Today, this view is seldom espoused except by those older Inupiat most closely linked to the subsistence economy. The younger generation are quite clear in their vision of the future, stating that "We can't live anymore without money. If there is no oil a round here, people will go hungry. But if the oil people come, more houses will be built and more jobs will open up. Then we can stay in Kaktovik rather than having to look for jobs elsewhere." Others voice somewhat different views but with a similar conclusion: "We don't like exploration, but if we oppose it and they impose it anyway, we get nothing."

The petroleum companies actively seek ways to strengthen their ties with the North Slope Inupiat by hiring well educated residents to work in their offices and public relations staffs. They organize seminars in which local leaders from key areas of the region are invited at no cost to come to Anchorage and discuss possible common interests with company representatives. Senior Native leaders have gone to the oil fields of Louisiana where they have been shown just how safe, clean, and efficient this industrial activity can be.

By these and related efforts, most Kaktovik and other North Slope Inupiat have come to envision their future as closely intertwined with that of the petroleum industry. The one significant difference they presently have with the industry is over the latter's plan to drill for offshore oil. Both the Beaufort and Chuckchi seas are perceived by the federal Mineral Management Service and the oil industry as holding significant deposits of oil-bearing structures at substantial depths. When tract leases of these waters were offered for oil exploration and development by the federal government, an Inupiat state legislator from the North Slope submitted a resolution opposing any further offshore industrial activity until there was more conclusive information about the impact on subsistence hunting and fishing; and until the oil industry had demonstrated the ability to safely operate in the arctic environment.

The parallel between the coastal Inupiat's concern for the whale, walrus, and other sea mammals and the Gwich'in Indian's concern for the future of the Caribou is not lost among those whose economic and cultural life remains closely linked to these respective animals. But the Gwich'in do not own any mineral rights in the refuge for which they could seek possible royality payments. Nor are they organized into a Native regional corporation. With little cash income, they rely heavily on the caribou as a major source of sustenance. Up to 75 percent of their protein comes from the caribou - a parallel not unlike that of the Sioux and the buffalo more than a century ago. In the word's of Sarah James, a key Gwich'in leader, "the caribou is not just what we eat; it is who are are. It is in our dances, stories, songs, and the whole way we see the world. Caribou is our boots and mittens. Caribou is how we get from one year to another."

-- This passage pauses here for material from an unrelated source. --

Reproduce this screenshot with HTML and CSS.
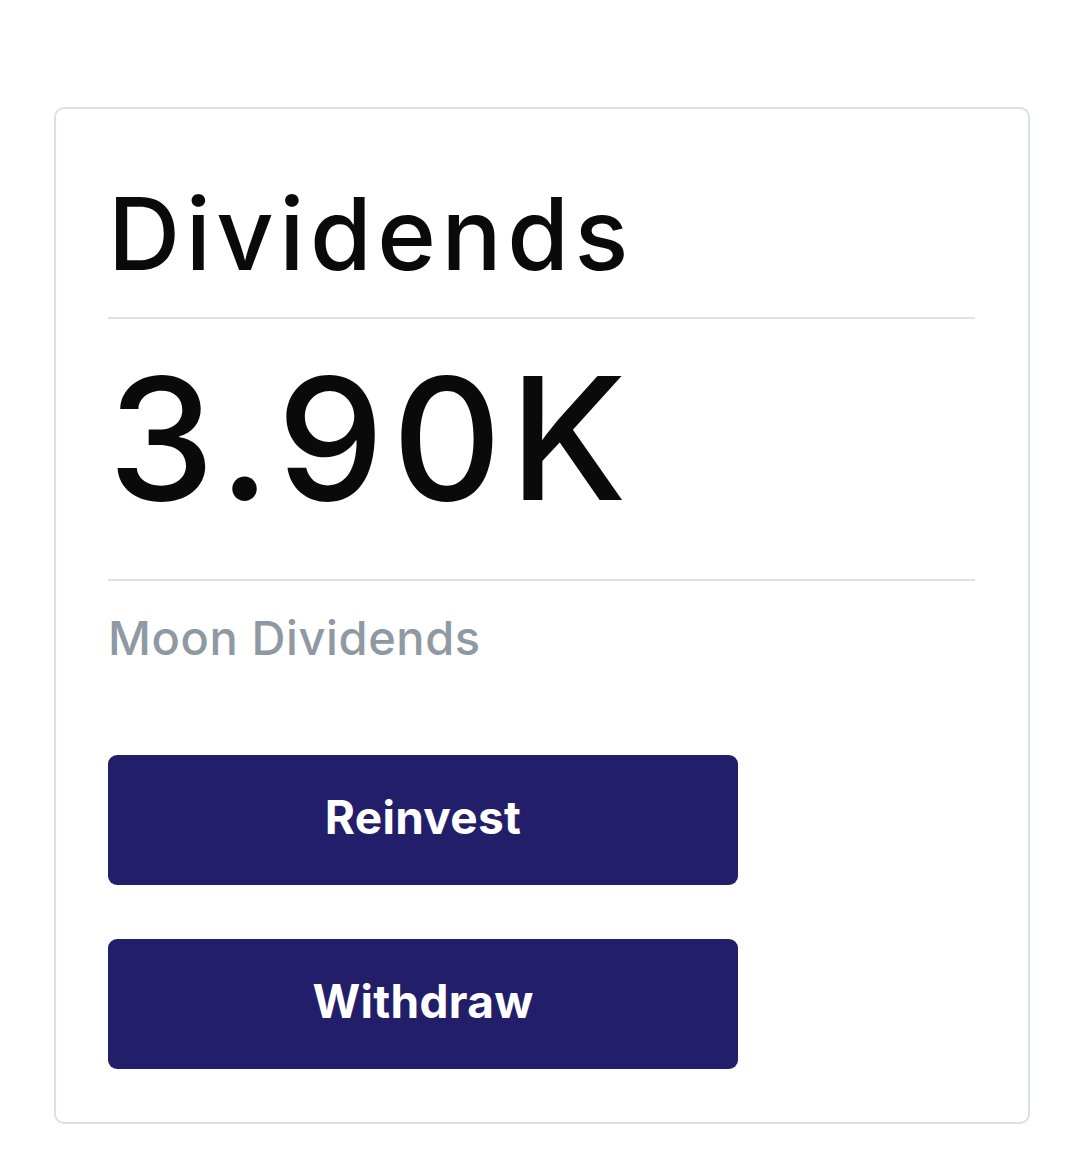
FILE: index.html
```html
<!DOCTYPE html>
<html>
<head>
<meta charset="utf-8">
<link rel="stylesheet" href="styles.css">
</head>
<body>
<div class="page">
  <section class="card">
    <h1 class="title">Dividends</h1>
    <hr class="divider divider-top">
    <div class="amount">3.90K</div>
    <hr class="divider divider-bottom">
    <div class="label">Moon Dividends</div>
    <div class="actions">
      <button class="btn">Reinvest</button>
      <button class="btn">Withdraw</button>
    </div>
  </section>
</div>
</body>
</html>
```

FILE: styles.css
```css
html, body {
  margin: 0;
  padding: 0;
  background: #ffffff;
}
body {
  font-family: Inter, "Noto Sans", sans-serif;
  color: #0a0a0a;
}
.page {
  padding: 107px 50px 0 54px;
}
.card {
  border: 2px solid #dbe0e2;
  border-radius: 10px;
  padding: 52px 53px 52px 52px;
  height: 1017px;
  box-sizing: border-box;
}
.title {
  margin: 23px 0 0 0;
  font-size: 100px;
  line-height: 100px;
  font-weight: 500;
  letter-spacing: 5.5px;
}
.divider {
  border: 0;
  height: 2px;
  background: #dde3e5;
  margin: 0;
}
.divider-top {
  margin-top: 33px;
}
.amount {
  margin-top: 34px;
  font-size: 170px;
  line-height: 170px;
  font-weight: 500;
  letter-spacing: 8px;
}
.divider-bottom {
  margin-top: 56px;
}
.label {
  margin-top: 33px;
  font-size: 47px;
  line-height: 47px;
  font-weight: 500;
  color: #8e99a3;
  letter-spacing: 0.6px;
}
.actions {
  margin-top: 94px;
  display: flex;
  flex-direction: column;
  gap: 54px;
}
.btn {
  width: 630px;
  height: 130px;
  border: 0;
  border-radius: 9px;
  background: #231e6a;
  color: #ffffff;
  font-family: Inter, "Noto Sans", sans-serif;
  font-size: 46px;
  font-weight: 700;
  letter-spacing: 0.3px;
  padding: 0 0 6px 0;
  display: flex;
  align-items: center;
  justify-content: center;
}
```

In June of 1988, the chiefs called for all the Gwich'in to meet in Arctic Village and discuss the threat of oil exploration to their future - the first such meeting in 100 hundred years. Following tradition, elders spoke first with stories and that "the very future of our people is in danger." At the conclusion of the gathering, the Gwich'in passed a resolution prohibiting development in the calving and post-calving grounds of the Porcupine herd. Today, that position has not changed and the Gwich'in continue to support permanent protection for the coastal plain.